I'm frequently drawn to the harshest chapters of world history, hence I usually visit at least one site each day that retells and informs me of moments and eras that often define who we were and what we have become. As I continue my fourth-month solo journey this summer, I intend to visit Berlin and at least one WWII concentration camp, most likely Auschwitz in Poland.
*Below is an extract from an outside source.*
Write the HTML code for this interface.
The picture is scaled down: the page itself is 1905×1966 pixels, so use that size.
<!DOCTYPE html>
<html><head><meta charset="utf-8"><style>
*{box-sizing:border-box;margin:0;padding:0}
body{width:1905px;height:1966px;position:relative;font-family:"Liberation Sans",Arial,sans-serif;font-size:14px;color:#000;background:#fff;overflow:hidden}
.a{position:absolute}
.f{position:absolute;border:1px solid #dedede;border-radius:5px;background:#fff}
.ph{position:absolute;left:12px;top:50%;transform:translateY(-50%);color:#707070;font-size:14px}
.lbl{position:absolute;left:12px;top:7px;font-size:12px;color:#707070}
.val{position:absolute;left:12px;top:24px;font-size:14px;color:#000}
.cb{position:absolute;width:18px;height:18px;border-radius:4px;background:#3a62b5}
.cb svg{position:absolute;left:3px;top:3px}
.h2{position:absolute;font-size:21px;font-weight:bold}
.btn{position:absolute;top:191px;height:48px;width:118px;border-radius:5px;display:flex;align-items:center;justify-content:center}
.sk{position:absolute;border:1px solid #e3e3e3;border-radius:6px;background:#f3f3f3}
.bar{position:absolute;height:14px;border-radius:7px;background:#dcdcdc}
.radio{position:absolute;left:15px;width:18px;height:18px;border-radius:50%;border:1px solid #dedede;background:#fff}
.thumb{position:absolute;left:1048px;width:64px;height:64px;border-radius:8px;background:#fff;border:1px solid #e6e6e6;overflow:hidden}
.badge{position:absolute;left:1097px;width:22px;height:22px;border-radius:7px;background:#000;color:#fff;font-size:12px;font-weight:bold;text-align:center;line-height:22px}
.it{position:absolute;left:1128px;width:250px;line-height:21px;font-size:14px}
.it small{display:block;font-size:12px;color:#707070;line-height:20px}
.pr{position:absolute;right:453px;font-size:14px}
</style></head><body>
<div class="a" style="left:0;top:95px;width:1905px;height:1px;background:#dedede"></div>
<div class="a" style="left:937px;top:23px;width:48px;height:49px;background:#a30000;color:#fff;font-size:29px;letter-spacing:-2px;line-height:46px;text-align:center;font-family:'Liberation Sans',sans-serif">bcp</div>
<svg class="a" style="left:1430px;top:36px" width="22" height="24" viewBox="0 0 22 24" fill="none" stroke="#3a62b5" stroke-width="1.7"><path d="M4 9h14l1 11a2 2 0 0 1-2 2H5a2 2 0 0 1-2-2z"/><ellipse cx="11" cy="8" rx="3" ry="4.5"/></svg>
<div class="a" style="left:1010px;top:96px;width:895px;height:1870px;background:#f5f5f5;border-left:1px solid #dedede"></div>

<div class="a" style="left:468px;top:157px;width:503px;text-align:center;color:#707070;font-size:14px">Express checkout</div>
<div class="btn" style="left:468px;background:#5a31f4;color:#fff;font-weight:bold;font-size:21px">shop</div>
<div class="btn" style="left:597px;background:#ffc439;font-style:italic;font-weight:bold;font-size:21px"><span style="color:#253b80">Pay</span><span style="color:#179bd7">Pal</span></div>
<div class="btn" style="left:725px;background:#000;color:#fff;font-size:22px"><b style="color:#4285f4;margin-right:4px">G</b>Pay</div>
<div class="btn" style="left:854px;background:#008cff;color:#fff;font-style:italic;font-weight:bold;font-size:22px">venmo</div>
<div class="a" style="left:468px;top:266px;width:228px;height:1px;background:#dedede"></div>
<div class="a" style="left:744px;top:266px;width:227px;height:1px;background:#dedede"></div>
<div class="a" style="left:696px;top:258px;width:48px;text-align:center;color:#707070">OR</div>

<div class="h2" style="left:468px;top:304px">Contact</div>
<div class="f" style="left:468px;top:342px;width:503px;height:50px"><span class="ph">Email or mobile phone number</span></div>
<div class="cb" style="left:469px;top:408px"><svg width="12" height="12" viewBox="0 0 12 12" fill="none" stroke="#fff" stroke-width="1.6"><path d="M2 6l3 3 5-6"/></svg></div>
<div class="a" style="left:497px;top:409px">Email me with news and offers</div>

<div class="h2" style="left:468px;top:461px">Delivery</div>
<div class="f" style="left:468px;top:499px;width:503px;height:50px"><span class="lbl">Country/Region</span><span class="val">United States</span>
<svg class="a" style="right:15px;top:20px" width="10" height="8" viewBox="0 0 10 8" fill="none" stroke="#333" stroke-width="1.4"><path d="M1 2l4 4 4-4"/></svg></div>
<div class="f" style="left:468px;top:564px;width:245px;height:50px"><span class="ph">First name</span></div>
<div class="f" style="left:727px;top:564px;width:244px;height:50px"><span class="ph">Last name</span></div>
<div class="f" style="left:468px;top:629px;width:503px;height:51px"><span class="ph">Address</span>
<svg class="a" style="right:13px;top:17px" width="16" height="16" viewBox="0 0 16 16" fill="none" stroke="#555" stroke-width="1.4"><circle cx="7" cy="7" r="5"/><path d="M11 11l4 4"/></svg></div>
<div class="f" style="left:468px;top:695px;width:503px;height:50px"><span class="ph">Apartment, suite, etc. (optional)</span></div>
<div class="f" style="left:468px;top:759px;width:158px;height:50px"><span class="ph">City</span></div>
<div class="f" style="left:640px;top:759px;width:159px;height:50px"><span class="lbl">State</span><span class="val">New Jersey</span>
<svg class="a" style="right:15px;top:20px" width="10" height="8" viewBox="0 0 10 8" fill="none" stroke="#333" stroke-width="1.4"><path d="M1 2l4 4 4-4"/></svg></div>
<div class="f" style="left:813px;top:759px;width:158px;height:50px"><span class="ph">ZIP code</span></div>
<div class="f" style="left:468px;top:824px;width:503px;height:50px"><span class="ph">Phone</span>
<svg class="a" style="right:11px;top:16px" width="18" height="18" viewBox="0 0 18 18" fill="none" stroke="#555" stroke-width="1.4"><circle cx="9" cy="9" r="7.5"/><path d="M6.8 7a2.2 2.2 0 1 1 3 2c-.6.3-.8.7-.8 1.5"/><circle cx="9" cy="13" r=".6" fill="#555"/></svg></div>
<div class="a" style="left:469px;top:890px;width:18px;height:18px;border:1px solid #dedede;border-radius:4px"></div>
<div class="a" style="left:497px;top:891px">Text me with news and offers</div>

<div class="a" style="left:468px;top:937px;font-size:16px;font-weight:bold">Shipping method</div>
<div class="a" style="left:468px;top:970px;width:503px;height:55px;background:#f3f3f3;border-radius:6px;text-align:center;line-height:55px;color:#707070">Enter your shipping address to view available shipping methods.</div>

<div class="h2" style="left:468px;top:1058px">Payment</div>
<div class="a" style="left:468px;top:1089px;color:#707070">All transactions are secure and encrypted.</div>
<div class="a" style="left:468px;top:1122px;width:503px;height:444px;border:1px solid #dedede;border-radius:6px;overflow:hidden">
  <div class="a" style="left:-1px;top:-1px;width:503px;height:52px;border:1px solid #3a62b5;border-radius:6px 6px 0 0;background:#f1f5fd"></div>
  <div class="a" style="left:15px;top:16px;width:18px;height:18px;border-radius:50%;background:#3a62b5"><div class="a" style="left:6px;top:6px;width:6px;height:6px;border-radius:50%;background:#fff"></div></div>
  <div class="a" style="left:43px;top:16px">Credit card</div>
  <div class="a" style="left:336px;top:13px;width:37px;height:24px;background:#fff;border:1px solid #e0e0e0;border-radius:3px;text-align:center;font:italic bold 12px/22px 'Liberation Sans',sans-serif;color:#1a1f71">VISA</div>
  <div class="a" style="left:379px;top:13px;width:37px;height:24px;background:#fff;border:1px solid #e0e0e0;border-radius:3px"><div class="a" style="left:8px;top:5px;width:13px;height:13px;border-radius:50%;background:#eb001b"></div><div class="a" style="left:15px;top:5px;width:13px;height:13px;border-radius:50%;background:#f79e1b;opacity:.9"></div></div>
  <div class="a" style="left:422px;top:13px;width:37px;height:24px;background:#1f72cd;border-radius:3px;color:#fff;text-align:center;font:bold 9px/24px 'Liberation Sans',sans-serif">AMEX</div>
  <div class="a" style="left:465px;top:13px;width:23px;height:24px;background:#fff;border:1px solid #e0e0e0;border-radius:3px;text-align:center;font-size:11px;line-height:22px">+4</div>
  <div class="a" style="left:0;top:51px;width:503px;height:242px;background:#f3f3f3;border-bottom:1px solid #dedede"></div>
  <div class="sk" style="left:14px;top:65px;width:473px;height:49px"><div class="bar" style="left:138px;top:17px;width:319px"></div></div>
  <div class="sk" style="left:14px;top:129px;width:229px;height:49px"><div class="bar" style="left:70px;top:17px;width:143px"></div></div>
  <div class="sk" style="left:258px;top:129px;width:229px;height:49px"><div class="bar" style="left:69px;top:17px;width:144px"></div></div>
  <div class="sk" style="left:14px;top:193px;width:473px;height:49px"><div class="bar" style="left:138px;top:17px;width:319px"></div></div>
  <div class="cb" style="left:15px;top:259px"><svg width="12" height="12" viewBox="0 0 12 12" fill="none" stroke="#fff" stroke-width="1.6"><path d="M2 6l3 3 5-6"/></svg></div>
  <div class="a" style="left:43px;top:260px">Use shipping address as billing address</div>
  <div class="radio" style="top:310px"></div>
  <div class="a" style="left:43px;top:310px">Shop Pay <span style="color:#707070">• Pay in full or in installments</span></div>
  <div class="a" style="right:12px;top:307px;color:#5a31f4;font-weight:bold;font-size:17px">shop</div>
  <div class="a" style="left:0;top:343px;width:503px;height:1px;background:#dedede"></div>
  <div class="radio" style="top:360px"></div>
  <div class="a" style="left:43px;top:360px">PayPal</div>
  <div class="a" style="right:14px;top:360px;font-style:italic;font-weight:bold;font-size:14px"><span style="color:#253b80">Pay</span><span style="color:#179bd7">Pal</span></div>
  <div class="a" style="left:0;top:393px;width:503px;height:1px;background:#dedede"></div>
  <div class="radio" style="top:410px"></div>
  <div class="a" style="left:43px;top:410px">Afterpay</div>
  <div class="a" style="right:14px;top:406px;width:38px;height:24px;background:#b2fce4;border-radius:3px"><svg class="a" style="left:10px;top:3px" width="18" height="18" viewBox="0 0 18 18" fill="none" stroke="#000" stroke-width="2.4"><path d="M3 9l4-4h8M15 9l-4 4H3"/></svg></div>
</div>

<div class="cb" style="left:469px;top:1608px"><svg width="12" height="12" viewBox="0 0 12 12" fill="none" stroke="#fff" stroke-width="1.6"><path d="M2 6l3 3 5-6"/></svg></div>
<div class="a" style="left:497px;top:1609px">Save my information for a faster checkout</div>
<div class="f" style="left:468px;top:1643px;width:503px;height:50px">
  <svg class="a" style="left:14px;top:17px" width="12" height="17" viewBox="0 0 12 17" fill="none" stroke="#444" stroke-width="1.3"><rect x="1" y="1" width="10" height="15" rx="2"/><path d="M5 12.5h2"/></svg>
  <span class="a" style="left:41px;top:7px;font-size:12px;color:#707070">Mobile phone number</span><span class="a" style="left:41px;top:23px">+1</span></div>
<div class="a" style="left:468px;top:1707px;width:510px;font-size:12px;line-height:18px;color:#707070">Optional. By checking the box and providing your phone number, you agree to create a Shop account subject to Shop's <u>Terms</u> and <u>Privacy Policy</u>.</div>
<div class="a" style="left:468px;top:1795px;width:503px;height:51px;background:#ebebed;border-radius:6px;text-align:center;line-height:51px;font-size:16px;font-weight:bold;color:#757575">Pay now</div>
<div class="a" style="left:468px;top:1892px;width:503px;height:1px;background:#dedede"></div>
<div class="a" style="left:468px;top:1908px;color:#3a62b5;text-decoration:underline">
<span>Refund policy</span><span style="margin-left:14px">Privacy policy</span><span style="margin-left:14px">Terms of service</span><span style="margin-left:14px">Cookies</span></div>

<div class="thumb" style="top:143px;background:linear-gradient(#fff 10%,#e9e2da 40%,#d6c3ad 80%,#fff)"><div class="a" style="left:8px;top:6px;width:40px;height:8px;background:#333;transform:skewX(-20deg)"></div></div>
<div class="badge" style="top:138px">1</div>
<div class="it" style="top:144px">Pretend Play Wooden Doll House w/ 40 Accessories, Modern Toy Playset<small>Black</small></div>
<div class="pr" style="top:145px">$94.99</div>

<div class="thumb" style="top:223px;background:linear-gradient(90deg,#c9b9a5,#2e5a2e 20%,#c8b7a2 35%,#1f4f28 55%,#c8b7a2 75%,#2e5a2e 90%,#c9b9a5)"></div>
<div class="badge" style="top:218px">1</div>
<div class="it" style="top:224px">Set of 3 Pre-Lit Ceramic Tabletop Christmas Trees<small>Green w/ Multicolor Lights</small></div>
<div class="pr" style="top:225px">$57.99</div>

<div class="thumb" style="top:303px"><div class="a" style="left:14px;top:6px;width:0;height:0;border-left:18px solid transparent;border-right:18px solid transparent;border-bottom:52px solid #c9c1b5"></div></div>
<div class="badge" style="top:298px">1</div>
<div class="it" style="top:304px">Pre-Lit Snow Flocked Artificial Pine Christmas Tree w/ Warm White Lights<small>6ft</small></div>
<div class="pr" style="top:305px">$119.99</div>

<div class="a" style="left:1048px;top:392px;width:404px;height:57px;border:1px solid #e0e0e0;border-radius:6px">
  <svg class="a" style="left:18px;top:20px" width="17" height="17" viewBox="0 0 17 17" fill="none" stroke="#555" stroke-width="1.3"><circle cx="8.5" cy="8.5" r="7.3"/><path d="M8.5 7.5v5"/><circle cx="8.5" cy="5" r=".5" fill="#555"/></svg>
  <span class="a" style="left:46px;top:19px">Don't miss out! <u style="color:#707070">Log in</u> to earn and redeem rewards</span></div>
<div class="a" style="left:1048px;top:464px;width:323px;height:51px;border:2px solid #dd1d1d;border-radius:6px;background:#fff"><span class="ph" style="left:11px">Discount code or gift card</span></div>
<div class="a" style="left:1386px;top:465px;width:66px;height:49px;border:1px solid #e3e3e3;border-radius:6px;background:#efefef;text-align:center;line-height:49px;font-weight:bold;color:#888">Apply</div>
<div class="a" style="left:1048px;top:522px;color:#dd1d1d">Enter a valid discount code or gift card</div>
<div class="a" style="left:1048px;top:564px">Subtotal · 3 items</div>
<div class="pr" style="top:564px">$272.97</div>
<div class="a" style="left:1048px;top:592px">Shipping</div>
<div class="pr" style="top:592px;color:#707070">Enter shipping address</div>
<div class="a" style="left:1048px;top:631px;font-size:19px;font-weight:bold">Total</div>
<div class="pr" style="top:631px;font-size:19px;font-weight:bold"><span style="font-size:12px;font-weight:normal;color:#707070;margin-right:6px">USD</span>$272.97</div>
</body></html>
Those who follow me on Facebook may have seen a photo of the Shoes of the Danube Bank memorial that I posted on Sunday. The memorial, not far from the massive Parliament building in Budapest, honors the thousands of Hungarian Jews murdered by fascists during WWII. Jews were ordered to remove their shoes before they were shot and fell into the river, which then carried away their bodies. A sculptor created 60 pairs of period-appropriate shoes in iron for the memorial in Budapest. One can't help but be moved while visiting the site and reflecting on how those lives were so coldly erased.

Of course, my interests span other areas of Europe, including art, culture, society and sunny beaches. I toured the grand Albertina palace in Vienna and its permanent exhibition of paintings by Monet, Degas, Cezanne and Picasso. (How's that for name-dropping?) I also learned for the first time about Austrian Maria Lassnig, considered one of the 20th century's most important women artists. 

I was In awe during my tour of St. Stephen's Cathedral, which was completed in 1160 and is the mother church of the Roman Catholic Archdiocese of Vienna. The grandeur commands silence and contemplation as soon as one enters.

One of my final stops in Vienna was the Sigmund Freud museum, which is the house at Berggasse 19, where Freud lived and worked for 47 years until he was forced to flee to London from Nazi-controlled Vienna. A couple doors down the street, a restaurant chalkboard menu read in large letters: Freud Salat. Write your own one-liners here.